● Information provided
----------
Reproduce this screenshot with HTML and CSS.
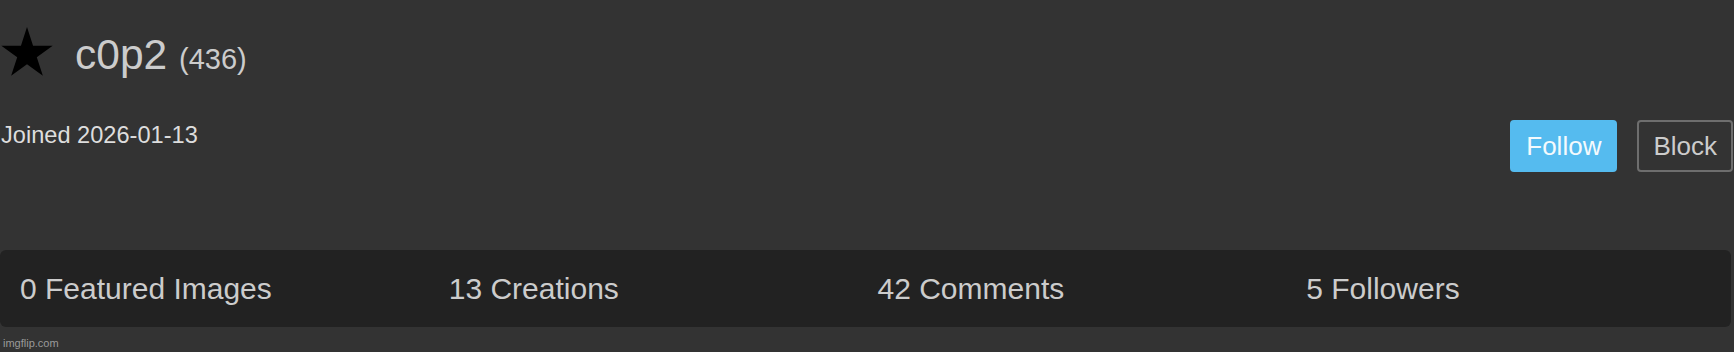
FILE: index.html
```html
<!DOCTYPE html>
<html>
<head>
<meta charset="utf-8">
<link rel="stylesheet" href="styles.css">
</head>
<body>
<div class="page">
  <div class="header">
    <svg class="star" width="52" height="52" viewBox="0 0 52 52"><polygon points="26,1 32.05,19.67 51.68,19.66 35.8,31.18 41.87,49.84 26,38.3 10.13,49.84 16.2,31.18 0.32,19.66 19.95,19.67" fill="#000"/></svg>
    <div class="name">c0p2 <span class="points">(436)</span></div>
  </div>
  <div class="info-row">
    <div class="joined">Joined 2026-01-13</div>
    <div class="actions">
      <button class="btn btn-follow">Follow</button>
      <button class="btn btn-block">Block</button>
    </div>
  </div>
  <div class="stats">
    <div class="stat">0 Featured Images</div>
    <div class="stat">13 Creations</div>
    <div class="stat">42 Comments</div>
    <div class="stat">5 Followers</div>
  </div>
  <div class="watermark">imgflip.com</div>
</div>
</body>
</html>
```

FILE: styles.css
```css
html, body {
  margin: 0;
  padding: 0;
  background: #333333;
  height: 100%;
}
body {
  font-family: "Liberation Sans", Arial, Helvetica, sans-serif;
  color: #cccccc;
}
.page {
  padding: 26px 1px 0 0;
}
.header {
  display: flex;
  align-items: flex-start;
  gap: 22px;
  height: 52px;
}
.star {
  display: block;
  margin-left: 1px;
}
.name {
  font-size: 42.5px;
  line-height: 48px;
  height: 48px;
  margin-top: 5px;
  color: #cccccc;
}
.points {
  font-size: 29px;
  line-height: 1;
}
.info-row {
  display: flex;
  justify-content: space-between;
  align-items: flex-start;
  margin-top: 42px;
}
.joined {
  font-size: 23.6px;
  line-height: 27px;
  margin-top: 2px;
  margin-left: 1px;
  color: #dddddd;
}
.actions {
  display: flex;
  gap: 20px;
}
.btn {
  font-family: "Liberation Sans", Arial, Helvetica, sans-serif;
  font-size: 26px;
  height: 52px;
  line-height: 48px;
  padding: 0 14px;
  border-radius: 4px;
  border: 2px solid transparent;
  box-sizing: border-box;
  margin: 0;
}
.btn-follow {
  background: #55bbef;
  border-color: #55bbef;
  color: #f4fafd;
}
.btn-block {
  background: transparent;
  border-color: #6e6e6e;
  color: #cccccc;
}
.stats {
  display: flex;
  margin-top: 78px;
  margin-right: 2px;
  height: 77px;
  align-items: center;
  background: #222222;
  border-radius: 6px;
  padding: 0 8px;
}
.stat {
  flex: 1;
  padding-left: 12px;
  font-size: 30px;
  line-height: 34px;
  color: #cccccc;
}
.watermark {
  font-size: 11px;
  line-height: 13px;
  margin-top: 10px;
  margin-left: 3px;
  color: #9a9a9a;
}
```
----------
Please transcribe the material above exactly as written. Leave the pictures out.

● Output of the task
Reproduce this screenshot with HTML and CSS.
FILE: index.html
```html
<!DOCTYPE html>
<html>
<head>
<meta charset="utf-8">
<link rel="stylesheet" href="styles.css">
</head>
<body>
<div class="page">
  <div class="header">
    <svg class="star" width="52" height="52" viewBox="0 0 52 52"><polygon points="26,1 32.05,19.67 51.68,19.66 35.8,31.18 41.87,49.84 26,38.3 10.13,49.84 16.2,31.18 0.32,19.66 19.95,19.67" fill="#000"/></svg>
    <div class="name">c0p2 <span class="points">(436)</span></div>
  </div>
  <div class="info-row">
    <div class="joined">Joined 2026-01-13</div>
    <div class="actions">
      <button class="btn btn-follow">Follow</button>
      <button class="btn btn-block">Block</button>
    </div>
  </div>
  <div class="stats">
    <div class="stat">0 Featured Images</div>
    <div class="stat">13 Creations</div>
    <div class="stat">42 Comments</div>
    <div class="stat">5 Followers</div>
  </div>
  <div class="watermark">imgflip.com</div>
</div>
</body>
</html>
```

FILE: styles.css
```css
html, body {
  margin: 0;
  padding: 0;
  background: #333333;
  height: 100%;
}
body {
  font-family: "Liberation Sans", Arial, Helvetica, sans-serif;
  color: #cccccc;
}
.page {
  padding: 26px 1px 0 0;
}
.header {
  display: flex;
  align-items: flex-start;
  gap: 22px;
  height: 52px;
}
.star {
  display: block;
  margin-left: 1px;
}
.name {
  font-size: 42.5px;
  line-height: 48px;
  height: 48px;
  margin-top: 5px;
  color: #cccccc;
}
.points {
  font-size: 29px;
  line-height: 1;
}
.info-row {
  display: flex;
  justify-content: space-between;
  align-items: flex-start;
  margin-top: 42px;
}
.joined {
  font-size: 23.6px;
  line-height: 27px;
  margin-top: 2px;
  margin-left: 1px;
  color: #dddddd;
}
.actions {
  display: flex;
  gap: 20px;
}
.btn {
  font-family: "Liberation Sans", Arial, Helvetica, sans-serif;
  font-size: 26px;
  height: 52px;
  line-height: 48px;
  padding: 0 14px;
  border-radius: 4px;
  border: 2px solid transparent;
  box-sizing: border-box;
  margin: 0;
}
.btn-follow {
  background: #55bbef;
  border-color: #55bbef;
  color: #f4fafd;
}
.btn-block {
  background: transparent;
  border-color: #6e6e6e;
  color: #cccccc;
}
.stats {
  display: flex;
  margin-top: 78px;
  margin-right: 2px;
  height: 77px;
  align-items: center;
  background: #222222;
  border-radius: 6px;
  padding: 0 8px;
}
.stat {
  flex: 1;
  padding-left: 12px;
  font-size: 30px;
  line-height: 34px;
  color: #cccccc;
}
.watermark {
  font-size: 11px;
  line-height: 13px;
  margin-top: 10px;
  margin-left: 3px;
  color: #9a9a9a;
}
```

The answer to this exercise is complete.